Istri boleh minta cerai suami apabila ia tidak dapat memenuhi kewajiban-kewajiban suami karena benci atau lain-lain. Daripada selalu bertengkar, lebih baik bercerai sebab berpotensi menambah keburukan.

4. Suami Berakhlak Buruk

Keempat, alasan istri halal meminta perceraian dalam Islam yakni ketika suami mempunyai kepribadian dan akhlak yang buruk, yang tidak sesuai dengan ajaran agama.

Misalnya ketika istri merupakan seorang yang salihah, sedangkan suaminya sering meninggalkan salat, tidak berpuasa, sering berbohong, durhaka kepada orang tua, mabuk, berjudi, dan melakukan perbuatan tercela lainnya, maka istri boleh meminta cerai kepada suami.

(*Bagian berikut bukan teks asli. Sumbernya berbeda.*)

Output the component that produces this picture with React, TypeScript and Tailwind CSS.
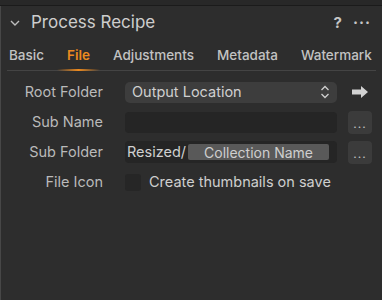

Sebab, pada dasarnya, wanita salihah adalah untuk suami yang salihah juga. Hal ini sebagaimana firman Allah SWT dalam surah An-Nur ayat 26 yang berbunyi,

اَلْخَبِيْثٰتُ لِلْخَبِيْثِيْنَ وَالْخَبِيْثُوْنَ لِلْخَبِيْثٰتِۚ وَالطَّيِّبٰتُ لِلطَّيِّبِيْنَ وَالطَّيِّبُوْنَ لِلطَّيِّبٰتِۚ اُولٰۤىِٕكَ مُبَرَّءُوْنَ مِمَّا يَقُوْلُوْنَۗ لَهُمْ مَّغْفِرَةٌ وَّرِزْقٌ كَرِيْمٌ ࣖ ٢٦

Artinya: “Perempuan-perempuan yang keji untuk laki-laki yang keji dan laki-laki yang keji untuk perempuan-perempuan yang keji (pula), sedangkan perempuan-perempuan yang baik untuk laki-laki yang baik dan laki-laki yang baik untuk perempuan-perempuan yang baik (pula). Mereka (yang baik) itu bersih dari apa yang dituduhkan orang. Bagi mereka ampunan dan rezeki yang mulia.”

5. Suami Berlaku Kasar

Alasan istri halal minta perceraian dalam Islam yang terakhir adalah karena suami berlaku buruk, kasar, dan keras terhadap istri.

Contohnya adalah suami selalu memukul, memaki, main tangan, tidak mau memuaskan istri dalam berhubungan badan, menyuruh kerja berat, dan lain sebagainya.